▸ Data
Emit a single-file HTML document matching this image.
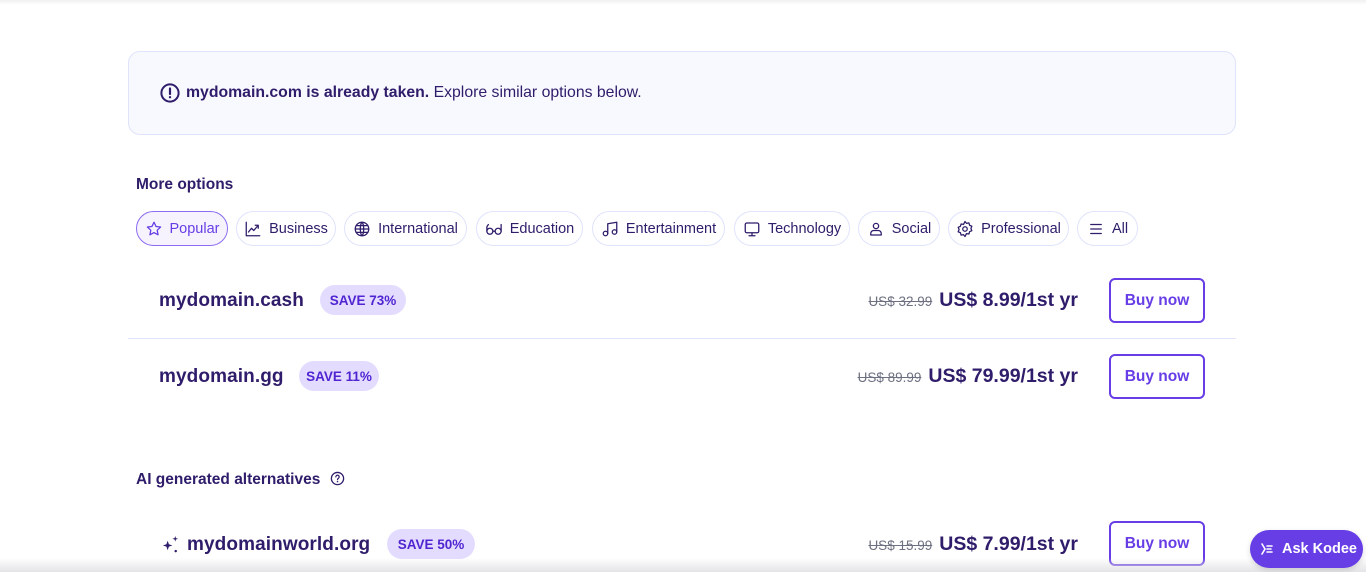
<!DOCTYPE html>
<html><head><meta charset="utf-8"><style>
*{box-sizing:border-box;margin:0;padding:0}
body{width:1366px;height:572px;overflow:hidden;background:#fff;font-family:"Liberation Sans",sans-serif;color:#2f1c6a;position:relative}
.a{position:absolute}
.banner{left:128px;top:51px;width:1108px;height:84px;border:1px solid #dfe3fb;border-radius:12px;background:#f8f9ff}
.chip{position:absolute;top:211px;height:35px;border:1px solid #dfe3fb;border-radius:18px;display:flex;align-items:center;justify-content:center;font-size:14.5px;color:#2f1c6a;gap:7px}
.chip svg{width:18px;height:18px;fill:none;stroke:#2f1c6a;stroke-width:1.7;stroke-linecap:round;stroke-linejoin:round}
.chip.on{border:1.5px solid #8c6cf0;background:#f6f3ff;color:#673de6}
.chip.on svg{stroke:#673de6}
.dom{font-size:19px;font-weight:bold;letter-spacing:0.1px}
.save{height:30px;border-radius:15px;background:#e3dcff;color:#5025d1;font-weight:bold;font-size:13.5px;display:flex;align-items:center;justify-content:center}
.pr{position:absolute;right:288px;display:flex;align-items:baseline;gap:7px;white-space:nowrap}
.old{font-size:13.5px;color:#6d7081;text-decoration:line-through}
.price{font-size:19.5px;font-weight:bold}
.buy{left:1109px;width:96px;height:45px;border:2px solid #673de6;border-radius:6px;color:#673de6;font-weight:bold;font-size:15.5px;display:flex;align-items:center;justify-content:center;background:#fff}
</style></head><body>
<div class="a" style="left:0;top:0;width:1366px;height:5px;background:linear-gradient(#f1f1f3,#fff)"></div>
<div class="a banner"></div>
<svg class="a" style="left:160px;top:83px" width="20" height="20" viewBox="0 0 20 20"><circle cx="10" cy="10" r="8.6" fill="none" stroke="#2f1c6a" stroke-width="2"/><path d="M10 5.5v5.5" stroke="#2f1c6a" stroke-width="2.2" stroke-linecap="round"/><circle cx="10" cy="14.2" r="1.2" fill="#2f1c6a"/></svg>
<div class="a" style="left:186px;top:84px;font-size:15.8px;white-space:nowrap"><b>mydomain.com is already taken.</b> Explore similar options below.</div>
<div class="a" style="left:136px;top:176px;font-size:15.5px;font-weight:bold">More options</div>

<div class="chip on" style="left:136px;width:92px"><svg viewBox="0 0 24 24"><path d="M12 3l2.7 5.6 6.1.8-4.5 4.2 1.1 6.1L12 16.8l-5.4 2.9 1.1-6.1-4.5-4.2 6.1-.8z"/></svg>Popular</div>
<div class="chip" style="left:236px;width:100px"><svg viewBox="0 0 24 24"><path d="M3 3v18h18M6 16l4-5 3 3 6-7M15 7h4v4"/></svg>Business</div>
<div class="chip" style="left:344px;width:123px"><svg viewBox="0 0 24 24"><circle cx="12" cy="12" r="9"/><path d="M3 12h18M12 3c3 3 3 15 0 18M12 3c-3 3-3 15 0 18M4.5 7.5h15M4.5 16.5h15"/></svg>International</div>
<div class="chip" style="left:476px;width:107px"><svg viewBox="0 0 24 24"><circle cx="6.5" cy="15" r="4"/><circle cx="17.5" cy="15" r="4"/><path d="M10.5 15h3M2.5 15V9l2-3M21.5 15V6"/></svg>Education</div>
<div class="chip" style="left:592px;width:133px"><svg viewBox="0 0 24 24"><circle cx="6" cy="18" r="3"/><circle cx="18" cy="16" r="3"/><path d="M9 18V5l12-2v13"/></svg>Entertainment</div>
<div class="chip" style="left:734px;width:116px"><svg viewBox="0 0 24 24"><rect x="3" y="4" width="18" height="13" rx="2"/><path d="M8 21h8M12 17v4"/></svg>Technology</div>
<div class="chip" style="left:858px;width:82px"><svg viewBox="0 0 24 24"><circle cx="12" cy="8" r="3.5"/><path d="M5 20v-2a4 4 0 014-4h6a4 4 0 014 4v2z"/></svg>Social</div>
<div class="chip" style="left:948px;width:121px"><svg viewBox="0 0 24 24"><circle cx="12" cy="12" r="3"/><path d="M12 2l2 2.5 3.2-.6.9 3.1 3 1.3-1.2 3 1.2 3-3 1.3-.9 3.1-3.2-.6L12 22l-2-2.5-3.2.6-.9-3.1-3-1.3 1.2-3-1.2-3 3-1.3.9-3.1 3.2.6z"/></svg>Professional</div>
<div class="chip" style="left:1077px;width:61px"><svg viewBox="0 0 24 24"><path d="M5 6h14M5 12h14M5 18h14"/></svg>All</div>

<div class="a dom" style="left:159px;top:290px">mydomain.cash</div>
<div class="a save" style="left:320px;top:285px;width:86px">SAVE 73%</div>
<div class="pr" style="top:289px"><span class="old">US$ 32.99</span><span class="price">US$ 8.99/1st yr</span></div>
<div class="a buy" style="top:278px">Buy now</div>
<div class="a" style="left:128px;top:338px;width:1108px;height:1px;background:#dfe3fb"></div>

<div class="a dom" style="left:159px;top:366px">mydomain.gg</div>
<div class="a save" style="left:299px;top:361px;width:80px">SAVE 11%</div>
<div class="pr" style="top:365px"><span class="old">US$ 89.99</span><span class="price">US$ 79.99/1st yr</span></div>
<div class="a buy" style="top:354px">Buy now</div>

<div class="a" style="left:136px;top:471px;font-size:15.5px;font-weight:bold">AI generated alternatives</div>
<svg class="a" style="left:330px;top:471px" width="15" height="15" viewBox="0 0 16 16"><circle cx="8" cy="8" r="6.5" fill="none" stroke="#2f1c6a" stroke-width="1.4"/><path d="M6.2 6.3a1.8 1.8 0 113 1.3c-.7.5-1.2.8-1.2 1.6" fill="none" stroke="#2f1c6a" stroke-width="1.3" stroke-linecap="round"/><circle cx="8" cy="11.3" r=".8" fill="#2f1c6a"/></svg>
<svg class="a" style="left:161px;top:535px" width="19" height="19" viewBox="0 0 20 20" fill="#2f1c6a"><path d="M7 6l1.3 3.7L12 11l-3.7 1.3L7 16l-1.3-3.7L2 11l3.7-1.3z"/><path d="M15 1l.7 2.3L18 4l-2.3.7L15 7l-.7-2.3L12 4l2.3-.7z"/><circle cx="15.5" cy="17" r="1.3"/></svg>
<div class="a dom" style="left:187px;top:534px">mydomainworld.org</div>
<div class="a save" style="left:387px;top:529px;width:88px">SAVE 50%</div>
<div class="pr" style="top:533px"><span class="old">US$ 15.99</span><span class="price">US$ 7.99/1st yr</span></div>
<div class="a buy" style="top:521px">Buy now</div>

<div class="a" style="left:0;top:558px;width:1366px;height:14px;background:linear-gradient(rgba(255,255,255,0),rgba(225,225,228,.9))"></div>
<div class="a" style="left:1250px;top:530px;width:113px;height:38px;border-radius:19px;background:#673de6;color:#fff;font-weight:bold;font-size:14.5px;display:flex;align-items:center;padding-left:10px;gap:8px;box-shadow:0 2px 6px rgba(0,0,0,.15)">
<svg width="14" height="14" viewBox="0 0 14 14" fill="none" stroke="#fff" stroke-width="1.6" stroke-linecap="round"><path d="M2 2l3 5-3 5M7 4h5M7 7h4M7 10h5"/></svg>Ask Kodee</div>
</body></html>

▸ Challenge
Quote everything in the listing above exactly; pictures are the only thing to omit.

▸ The output
Emit a single-file HTML document matching this image.
<!DOCTYPE html>
<html><head><meta charset="utf-8"><style>
*{box-sizing:border-box;margin:0;padding:0}
body{width:1366px;height:572px;overflow:hidden;background:#fff;font-family:"Liberation Sans",sans-serif;color:#2f1c6a;position:relative}
.a{position:absolute}
.banner{left:128px;top:51px;width:1108px;height:84px;border:1px solid #dfe3fb;border-radius:12px;background:#f8f9ff}
.chip{position:absolute;top:211px;height:35px;border:1px solid #dfe3fb;border-radius:18px;display:flex;align-items:center;justify-content:center;font-size:14.5px;color:#2f1c6a;gap:7px}
.chip svg{width:18px;height:18px;fill:none;stroke:#2f1c6a;stroke-width:1.7;stroke-linecap:round;stroke-linejoin:round}
.chip.on{border:1.5px solid #8c6cf0;background:#f6f3ff;color:#673de6}
.chip.on svg{stroke:#673de6}
.dom{font-size:19px;font-weight:bold;letter-spacing:0.1px}
.save{height:30px;border-radius:15px;background:#e3dcff;color:#5025d1;font-weight:bold;font-size:13.5px;display:flex;align-items:center;justify-content:center}
.pr{position:absolute;right:288px;display:flex;align-items:baseline;gap:7px;white-space:nowrap}
.old{font-size:13.5px;color:#6d7081;text-decoration:line-through}
.price{font-size:19.5px;font-weight:bold}
.buy{left:1109px;width:96px;height:45px;border:2px solid #673de6;border-radius:6px;color:#673de6;font-weight:bold;font-size:15.5px;display:flex;align-items:center;justify-content:center;background:#fff}
</style></head><body>
<div class="a" style="left:0;top:0;width:1366px;height:5px;background:linear-gradient(#f1f1f3,#fff)"></div>
<div class="a banner"></div>
<svg class="a" style="left:160px;top:83px" width="20" height="20" viewBox="0 0 20 20"><circle cx="10" cy="10" r="8.6" fill="none" stroke="#2f1c6a" stroke-width="2"/><path d="M10 5.5v5.5" stroke="#2f1c6a" stroke-width="2.2" stroke-linecap="round"/><circle cx="10" cy="14.2" r="1.2" fill="#2f1c6a"/></svg>
<div class="a" style="left:186px;top:84px;font-size:15.8px;white-space:nowrap"><b>mydomain.com is already taken.</b> Explore similar options below.</div>
<div class="a" style="left:136px;top:176px;font-size:15.5px;font-weight:bold">More options</div>

<div class="chip on" style="left:136px;width:92px"><svg viewBox="0 0 24 24"><path d="M12 3l2.7 5.6 6.1.8-4.5 4.2 1.1 6.1L12 16.8l-5.4 2.9 1.1-6.1-4.5-4.2 6.1-.8z"/></svg>Popular</div>
<div class="chip" style="left:236px;width:100px"><svg viewBox="0 0 24 24"><path d="M3 3v18h18M6 16l4-5 3 3 6-7M15 7h4v4"/></svg>Business</div>
<div class="chip" style="left:344px;width:123px"><svg viewBox="0 0 24 24"><circle cx="12" cy="12" r="9"/><path d="M3 12h18M12 3c3 3 3 15 0 18M12 3c-3 3-3 15 0 18M4.5 7.5h15M4.5 16.5h15"/></svg>International</div>
<div class="chip" style="left:476px;width:107px"><svg viewBox="0 0 24 24"><circle cx="6.5" cy="15" r="4"/><circle cx="17.5" cy="15" r="4"/><path d="M10.5 15h3M2.5 15V9l2-3M21.5 15V6"/></svg>Education</div>
<div class="chip" style="left:592px;width:133px"><svg viewBox="0 0 24 24"><circle cx="6" cy="18" r="3"/><circle cx="18" cy="16" r="3"/><path d="M9 18V5l12-2v13"/></svg>Entertainment</div>
<div class="chip" style="left:734px;width:116px"><svg viewBox="0 0 24 24"><rect x="3" y="4" width="18" height="13" rx="2"/><path d="M8 21h8M12 17v4"/></svg>Technology</div>
<div class="chip" style="left:858px;width:82px"><svg viewBox="0 0 24 24"><circle cx="12" cy="8" r="3.5"/><path d="M5 20v-2a4 4 0 014-4h6a4 4 0 014 4v2z"/></svg>Social</div>
<div class="chip" style="left:948px;width:121px"><svg viewBox="0 0 24 24"><circle cx="12" cy="12" r="3"/><path d="M12 2l2 2.5 3.2-.6.9 3.1 3 1.3-1.2 3 1.2 3-3 1.3-.9 3.1-3.2-.6L12 22l-2-2.5-3.2.6-.9-3.1-3-1.3 1.2-3-1.2-3 3-1.3.9-3.1 3.2.6z"/></svg>Professional</div>
<div class="chip" style="left:1077px;width:61px"><svg viewBox="0 0 24 24"><path d="M5 6h14M5 12h14M5 18h14"/></svg>All</div>

<div class="a dom" style="left:159px;top:290px">mydomain.cash</div>
<div class="a save" style="left:320px;top:285px;width:86px">SAVE 73%</div>
<div class="pr" style="top:289px"><span class="old">US$ 32.99</span><span class="price">US$ 8.99/1st yr</span></div>
<div class="a buy" style="top:278px">Buy now</div>
<div class="a" style="left:128px;top:338px;width:1108px;height:1px;background:#dfe3fb"></div>

<div class="a dom" style="left:159px;top:366px">mydomain.gg</div>
<div class="a save" style="left:299px;top:361px;width:80px">SAVE 11%</div>
<div class="pr" style="top:365px"><span class="old">US$ 89.99</span><span class="price">US$ 79.99/1st yr</span></div>
<div class="a buy" style="top:354px">Buy now</div>

<div class="a" style="left:136px;top:471px;font-size:15.5px;font-weight:bold">AI generated alternatives</div>
<svg class="a" style="left:330px;top:471px" width="15" height="15" viewBox="0 0 16 16"><circle cx="8" cy="8" r="6.5" fill="none" stroke="#2f1c6a" stroke-width="1.4"/><path d="M6.2 6.3a1.8 1.8 0 113 1.3c-.7.5-1.2.8-1.2 1.6" fill="none" stroke="#2f1c6a" stroke-width="1.3" stroke-linecap="round"/><circle cx="8" cy="11.3" r=".8" fill="#2f1c6a"/></svg>
<svg class="a" style="left:161px;top:535px" width="19" height="19" viewBox="0 0 20 20" fill="#2f1c6a"><path d="M7 6l1.3 3.7L12 11l-3.7 1.3L7 16l-1.3-3.7L2 11l3.7-1.3z"/><path d="M15 1l.7 2.3L18 4l-2.3.7L15 7l-.7-2.3L12 4l2.3-.7z"/><circle cx="15.5" cy="17" r="1.3"/></svg>
<div class="a dom" style="left:187px;top:534px">mydomainworld.org</div>
<div class="a save" style="left:387px;top:529px;width:88px">SAVE 50%</div>
<div class="pr" style="top:533px"><span class="old">US$ 15.99</span><span class="price">US$ 7.99/1st yr</span></div>
<div class="a buy" style="top:521px">Buy now</div>

<div class="a" style="left:0;top:558px;width:1366px;height:14px;background:linear-gradient(rgba(255,255,255,0),rgba(225,225,228,.9))"></div>
<div class="a" style="left:1250px;top:530px;width:113px;height:38px;border-radius:19px;background:#673de6;color:#fff;font-weight:bold;font-size:14.5px;display:flex;align-items:center;padding-left:10px;gap:8px;box-shadow:0 2px 6px rgba(0,0,0,.15)">
<svg width="14" height="14" viewBox="0 0 14 14" fill="none" stroke="#fff" stroke-width="1.6" stroke-linecap="round"><path d="M2 2l3 5-3 5M7 4h5M7 7h4M7 10h5"/></svg>Ask Kodee</div>
</body></html>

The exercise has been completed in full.